[llvm] r230394 - LowerBitSets: Introduce global layout builder.

Peter Collingbourne peter at pcc.me.uk
Tue Feb 24 19:38:40 PST 2015


r230458

On Tue, Feb 24, 2015 at 03:32:32PM -0800, Kostya Serebryany wrote:
> Cool. I think this deserves to be mentioned in
> http://clang.llvm.org/docs/ControlFlowIntegrityDesign.html
> 
> On Tue, Feb 24, 2015 at 3:17 PM, Peter Collingbourne <peter at pcc.me.uk>
> wrote:
> 
> > Author: pcc
> > Date: Tue Feb 24 17:17:02 2015
> > New Revision: 230394
> >
> > URL: http://llvm.org/viewvc/llvm-project?rev=230394&view=rev
> > Log:
> > LowerBitSets: Introduce global layout builder.
> >
> > The builder is based on a layout algorithm that tries to keep members of
> > small bit sets together.

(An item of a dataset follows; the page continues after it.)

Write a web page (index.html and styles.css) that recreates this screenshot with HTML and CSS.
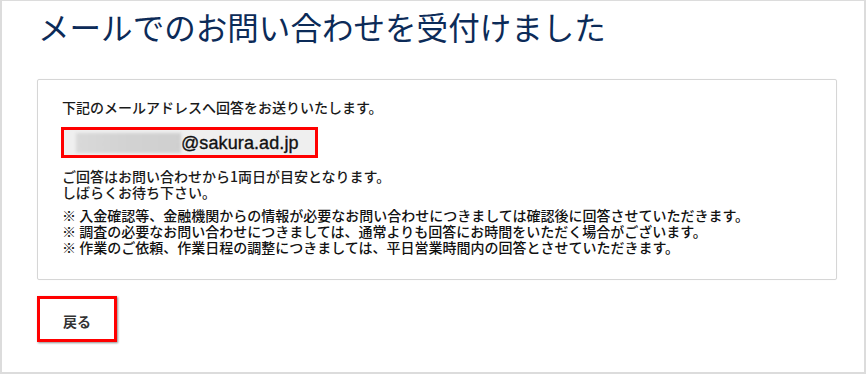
FILE: index.html
```html
<!DOCTYPE html>
<html lang="ja">
<head>
<meta charset="utf-8">
<link rel="stylesheet" href="styles.css">
</head>
<body>
<div class="frame">
  <h1 class="title">メールでのお問い合わせを受付けました</h1>
  <div class="card">
    <p class="lead">下記のメールアドレスへ回答をお送りいたします。</p>
    <div class="email"><span class="redact"></span><span class="domain">@sakura.ad.jp</span></div>
    <p class="info">ご回答はお問い合わせから1両日が目安となります。<br>しばらくお待ち下さい。</p>
    <ul class="notes">
      <li>※ 入金確認等、金融機関からの情報が必要なお問い合わせにつきましては確認後に回答させていただきます。</li>
      <li>※ 調査の必要なお問い合わせにつきましては、通常よりも回答にお時間をいただく場合がございます。</li>
      <li>※ 作業のご依頼、作業日程の調整につきましては、平日営業時間内の回答とさせていただきます。</li>
    </ul>
  </div>
  <button class="back">戻る</button>
</div>
</body>
</html>
```

FILE: styles.css
```css
html, body {
  margin: 0;
  padding: 0;
  background: #fff;
}
body {
  font-family: "Noto Sans CJK JP", "Noto Sans", sans-serif;
  color: #222;
}
.frame {
  box-sizing: border-box;
  width: 866px;
  height: 374px;
  border: 2px solid #dcdcdc;
  border-top-width: 1px;
  padding: 6px 27px 0 35px;
  display: flex;
  flex-direction: column;
  align-items: flex-start;
}
.title {
  margin: 0 0 0 1px;
  font-size: 31.5px;
  line-height: 38px;
  font-weight: 400;
  color: #0c2b58;
  letter-spacing: 0.05px;
}
.card {
  box-sizing: border-box;
  align-self: stretch;
  margin-top: 34px;
  border: 1px solid #d6d6d6;
  border-radius: 2px;
  box-shadow: 0 0 1px rgba(0,0,0,0.08);
  padding: 19px 24px 24px 24px;
  font-size: 14px;
  line-height: 16px;
  font-weight: 500;
  color: #1a1a1a;
}
.lead {
  margin: 0;
}
.email {
  box-sizing: border-box;
  display: flex;
  align-items: center;
  width: 257px;
  height: 31px;
  margin: 12px 0 0 -1px;
  border: 3px solid #ff0000;
  background: #efefef;
  padding-left: 12px;
}
.redact {
  display: block;
  width: 105px;
  height: 20px;
  background: linear-gradient(90deg, #d9d9d9, #d2d2d2 50%, #cfcfcf);
  filter: blur(1.5px);
}
.domain {
  font-family: "Liberation Sans", Arial, sans-serif;
  font-size: 18px;
  line-height: 20px;
  font-weight: 400;
  color: #111;
  letter-spacing: 0.1px;
  -webkit-text-stroke: 0.35px #111;
}
.info {
  margin: 10px 0 0;
}
.notes {
  list-style: none;
  margin: 7px 0 0;
  padding: 0;
  color: #111;
}
.back {
  box-sizing: border-box;
  margin-top: 16px;
  width: 80px;
  height: 46px;
  border: 3px solid #ff0000;
  background: #fff;
  box-shadow: 1px 1px 2px rgba(0,0,0,0.45);
  font-family: "Noto Sans CJK JP", sans-serif;
  font-size: 14px;
  font-weight: 700;
  color: #333;
  padding: 3px 0 0;
}
```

The new layout compresses Chromium's bit sets to
> > around 15% of their original size.
> >
> > Differential Revision: http://reviews.llvm.org/D7796
> >
> > Added:
> >     llvm/trunk/test/Transforms/LowerBitSets/layout.ll
> > Modified:
> >     llvm/trunk/docs/BitSets.rst
> >     llvm/trunk/include/llvm/Transforms/IPO/LowerBitSets.h
> >     llvm/trunk/lib/Transforms/IPO/LowerBitSets.cpp
> >     llvm/trunk/unittests/Transforms/IPO/LowerBitSets.cpp
> >
> > Modified: llvm/trunk/docs/BitSets.rst
> > URL:
> > http://llvm.org/viewvc/llvm-project/llvm/trunk/docs/BitSets.rst?rev=230394&r1=230393&r2=230394&view=diff
> >
> > ==============================================================================
> > --- llvm/trunk/docs/BitSets.rst (original)

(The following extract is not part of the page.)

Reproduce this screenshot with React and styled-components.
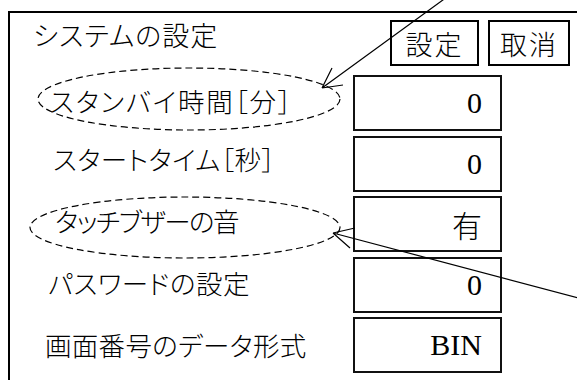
import React from 'react';
import styled, { createGlobalStyle } from 'styled-components';

const Global = createGlobalStyle`
  html, body { margin: 0; padding: 0; background: #fff; }
  body { font-family: "Noto Sans CJK JP", sans-serif; color: #000; }
`;

const Page = styled.div`
  position: relative;
  width: 577px;
  height: 380px;
  overflow: hidden;
  padding: 11px 0 0 8px;
  box-sizing: border-box;
`;

const Frame = styled.section`
  border-top: 2px solid #000;
  border-left: 2px solid #000;
  height: 100%;
  box-sizing: border-box;
  display: flex;
  flex-direction: column;
  gap: 4.5px;
`;

const Header = styled.div`
  display: flex;
  align-items: flex-start;
  height: 57.5px;
`;

const Title = styled.h1`
  margin: 0;
  padding: 8px 0 0 23px;
  font-size: 27px;
  line-height: 27px;
  font-weight: 300;
  font-feature-settings: "palt";
  letter-spacing: 1px;
`;

const Buttons = styled.div`
  margin: 7px 7px 0 auto;
  display: flex;
  gap: 9px;
`;

const Button = styled.button`
  width: ${p => p.$w}px;
  height: 46px;
  box-sizing: border-box;
  border: 2.5px solid #000;
  background: #fff;
  padding: 0;
  font-family: "Noto Sans CJK JP", sans-serif;
  font-weight: 300;
  font-size: 27px;
  line-height: 1;
  color: #000;
  letter-spacing: 2px;
`;

const Row = styled.div`
  display: grid;
  grid-template-columns: 343px 149px;
  height: 56px;
`;

const Label = styled.div`
  align-self: center;
  padding-left: ${p => p.$indent}px;
  font-size: 26.5px;
  line-height: 30px;
  font-weight: 300;
  font-feature-settings: "palt";
  letter-spacing: ${p => p.$ls}px;
  white-space: nowrap;
  transform: translateY(${p => p.$shift || 0}px);
`;

const Value = styled.div`
  box-sizing: border-box;
  height: 56px;
  border: 2px solid #111;
  display: flex;
  align-items: center;
  justify-content: flex-end;
  padding-right: 18px;
  font-family: "Liberation Serif", "Noto Sans CJK JP", serif;
  font-size: 30px;
  font-weight: 300;
`;

const Overlay = styled.svg`
  position: absolute;
  left: 0;
  top: 0;
  pointer-events: none;
`;

const rows = [
  { label: 'スタンバイ時間［分］', value: '0', indent: 40, shift: -2, ls: 1.8 },
  { label: 'スタートタイム［秒］', value: '0', indent: 43, shift: -5, ls: 0.5 },
  { label: 'タッチブザーの音', value: '有', indent: 45, shift: -3, ls: -1.5 },
  { label: 'パスワードの設定', value: '0', indent: 38, shift: -2, ls: 0.5 },
  { label: '画面番号のデータ形式', value: 'BIN', indent: 35, shift: 0, ls: 0.3 },
];

export default function App() {
  return (
    <>
      <Global />
      <Page>
        <Frame>
          <Header>
            <Title>システムの設定</Title>
            <Buttons>
              <Button $w={89}>設定</Button>
              <Button $w={82}>取消</Button>
            </Buttons>
          </Header>
          {rows.map(r => (
            <Row key={r.label}>
              <Label $indent={r.indent} $shift={r.shift} $ls={r.ls}>{r.label}</Label>
              <Value>{r.value}</Value>
            </Row>
          ))}
        </Frame>
        <Overlay width="577" height="380" viewBox="0 0 577 380">
          <g fill="none" stroke="#000" strokeWidth="1.2">
            <ellipse cx="189" cy="99" rx="151" ry="31" strokeDasharray="7 4" />
            <ellipse cx="185" cy="227.5" rx="155" ry="30.5" strokeDasharray="7 4" />
            <path d="M447 -3 L322 88 M322 88 L332 68 M322 88 L343 85" />
            <path d="M590 301 L333 233 M333 233 L355 228 M333 233 L350 248" />
          </g>
        </Overlay>
      </Page>
    </>
  );
}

> > +++ llvm/trunk/docs/BitSets.rst Tue Feb 24 17:17:02 2015
> > @@ -17,8 +17,10 @@ global variable.
> >  This will cause a link-time optimization pass to generate bitsets from the
> >  memory addresses referenced from the elements of the bitset metadata. The
> > pass
> >  will lay out the referenced globals consecutively, so their definitions
> > must
> > -be available at LTO time. An intrinsic, :ref:`llvm.bitset.test
> > <bitset.test>`,
> > -generates code to test whether a given pointer is a member of a bitset.

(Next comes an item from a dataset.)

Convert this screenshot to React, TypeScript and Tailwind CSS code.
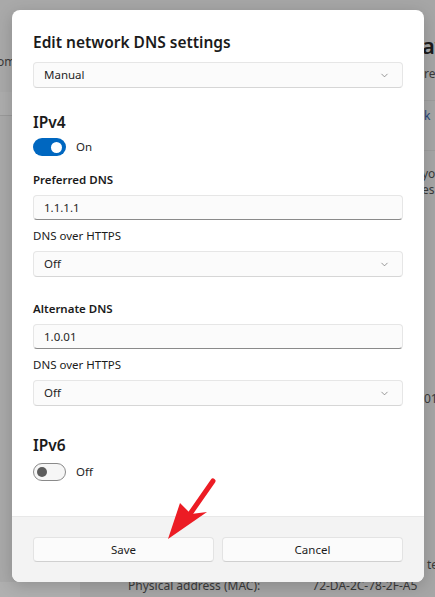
import { ChevronDown } from "lucide-react"

const font = { fontFamily: '"Segoe UI", "Noto Sans", Arial, sans-serif' }

function Select({ value }: { value: string }) {
  return (
    <div className="flex h-[26px] items-center justify-between rounded-[4px] border border-[#e6e6e6] border-b-[#d6d6d6] bg-[#fbfbfb] pl-[10px] pr-[12px]">
      <span className="text-[11.5px] text-[#1f1f1f]">{value}</span>
      <ChevronDown size={11} strokeWidth={1.5} className="text-[#6b6b6b]" />
    </div>
  )
}

function Input({ value }: { value: string }) {
  return (
    <div className="flex h-[25px] items-center rounded-[4px] border border-[#e6e6e6] border-b-[#8a8a8a] bg-[#fbfbfb] pl-[10px]">
      <span className="text-[11.5px] text-[#1f1f1f]">{value}</span>
    </div>
  )
}

function Toggle({ on }: { on: boolean }) {
  return (
    <div className="flex items-center gap-[10px]">
      {on ? (
        <div className="flex h-[18px] w-[33px] items-center justify-end rounded-full bg-[#0067c0] pr-[4px]">
          <div className="h-[11px] w-[11px] rounded-full bg-white" />
        </div>
      ) : (
        <div className="flex h-[18px] w-[33px] items-center rounded-full border border-[#8a8a8a] bg-[#f6f6f6] pl-[3px]">
          <div className="h-[10px] w-[10px] rounded-full bg-[#5c5c5c]" />
        </div>
      )}
      <span className="text-[11.5px] text-[#1f1f1f]">{on ? "On" : "Off"}</span>
    </div>
  )
}

export default function App() {
  return (
    <div className="relative flex h-[597px] w-[435px] overflow-hidden bg-[#a6a6a6]" style={font}>
      {/* dimmed settings page behind the dialog */}
      <div className="flex w-[80px] shrink-0 flex-col bg-[#a9a9a9]">
        <div className="ml-[-28px] mt-[53px] whitespace-nowrap text-[12px] text-[#3a3a3a]">Custom</div>
        <div className="mt-[21px] h-[24px] border-b border-[#9a9a9a] bg-[#adadad]" />
        <div className="mt-auto h-[15px] bg-[#b0b0b0]" />
      </div>
      <div className="flex flex-1 flex-col">
        <div className="flex flex-col whitespace-nowrap pl-[342px] text-[#3a3a3a]">
          <div className="mt-[31px] text-[22px] font-semibold leading-[28px] text-[#1c1c1c]">av</div>
          <div className="mt-[7px] pl-[2px] text-[12px] leading-[16px]">re</div>
          <div className="mt-[18px] border-t border-[#9d9d9d] pl-[2px] pt-[7px] text-[12px] leading-[16px] text-[#27457a]">k</div>
          <div className="mt-[26px] border-t border-[#9d9d9d] pt-[15px] text-[12px] leading-[16px]">you</div>
          <div className="text-[12px] leading-[16px]">es</div>
          <div className="mt-[193px] pl-[2px] text-[12px] leading-[16px]">01</div>
        </div>
        <div className="mt-auto flex whitespace-nowrap pb-[3px] text-[12px] leading-[16px] text-[#3a3a3a]">
          <div className="flex flex-col">
            <div className="mb-[5px] ml-[347px]">ted</div>
            <div className="flex">
              <span className="ml-[48px]">Physical address (MAC):</span>
              <span className="ml-[52px]">72-DA-2C-78-2F-A5</span>
            </div>
          </div>
        </div>
      </div>

      {/* dialog */}
      <div className="absolute left-[12px] top-[10px] flex h-[572px] w-[412px] flex-col overflow-hidden rounded-[8px] bg-white shadow-[0_4px_16px_rgba(0,0,0,0.18)]">
        <div className="flex flex-1 flex-col px-[21px] pt-[20px]">
          <div className="text-[15.5px] font-semibold leading-[24px] text-[#1b1b1b]">Edit network DNS settings</div>
          <div className="mt-[8px]">
            <Select value="Manual" />
          </div>
          <div className="mt-[22px] text-[15.5px] font-semibold leading-[24px] text-[#1b1b1b]">IPv4</div>
          <div className="mt-[4px]">
            <Toggle on />
          </div>
          <div className="mt-[16px] text-[11.5px] font-semibold leading-[16px] text-[#1b1b1b]">Preferred DNS</div>
          <div className="mt-[7px]">
            <Input value="1.1.1.1" />
          </div>
          <div className="mt-[8px] text-[11.5px] leading-[16px] text-[#1b1b1b]">DNS over HTTPS</div>
          <div className="mt-[7px]">
            <Select value="Off" />
          </div>
          <div className="mt-[24px] text-[11.5px] font-semibold leading-[16px] text-[#1b1b1b]">Alternate DNS</div>
          <div className="mt-[7px]">
            <Input value="1.0.01" />
          </div>
          <div className="mt-[8px] text-[11.5px] leading-[16px] text-[#1b1b1b]">DNS over HTTPS</div>
          <div className="mt-[7px]">
            <Select value="Off" />
          </div>
          <div className="mt-[27px] text-[15.5px] font-semibold leading-[24px] text-[#1b1b1b]">IPv6</div>
          <div className="mt-[6px]">
            <Toggle on={false} />
          </div>
        </div>
        <div className="flex h-[66px] shrink-0 gap-[8px] border-t border-[#e8e8e8] bg-[#f3f3f3] px-[21px] pt-[20px]">
          <button className="h-[25px] flex-1 rounded-[4px] border border-[#e3e3e3] border-b-[#d0d0d0] bg-[#fbfbfb] text-[11.5px] text-[#1b1b1b]">
            Save
          </button>
          <button className="h-[25px] flex-1 rounded-[4px] border border-[#e3e3e3] border-b-[#d0d0d0] bg-[#fbfbfb] text-[11.5px] text-[#1b1b1b]">
            Cancel
          </button>
        </div>
      </div>

      {/* red annotation arrow */}
      <svg className="pointer-events-none absolute left-0 top-0" width="435" height="597" viewBox="0 0 435 597">
        <line x1="213" y1="481" x2="190" y2="514" stroke="#ec1c24" strokeWidth="5" strokeLinecap="round" />
        <polygon points="168,539 180,503 191,514 207,512" fill="#ec1c24" />
      </svg>
    </div>
  )
}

> > +be available at LTO time. The `GlobalLayoutBuilder`_ class is responsible
> > for
> > +laying out the globals efficiently to minimize the sizes of the underlying
> > +bitsets. An intrinsic, :ref:`llvm.bitset.test <bitset.test>`, generates
> > code
> > +to test whether a given pointer is a member of a bitset.
> >
> >  :Example:
> >
> > @@ -64,3 +66,5 @@ generates code to test whether a given p
> >        %d12 = call i1 @bar(i32* getelementptr ([2 x i32]* @d, i32 0, i32
> > 1)) ; returns 1
> >        ret void
> >      }
> > +
> > +.. _GlobalLayoutBuilder:
> > http://llvm.org/klaus/llvm/blob/master/include/llvm/Transforms/IPO/LowerBitSets.h
> >
> > Modified: llvm/trunk/include/llvm/Transforms/IPO/LowerBitSets.h
> > URL:
> > http://llvm.org/viewvc/llvm-project/llvm/trunk/include/llvm/Transforms/IPO/LowerBitSets.h?rev=230394&r1=230393&r2=230394&view=diff
> >
> > ==============================================================================
> > --- llvm/trunk/include/llvm/Transforms/IPO/LowerBitSets.h (original)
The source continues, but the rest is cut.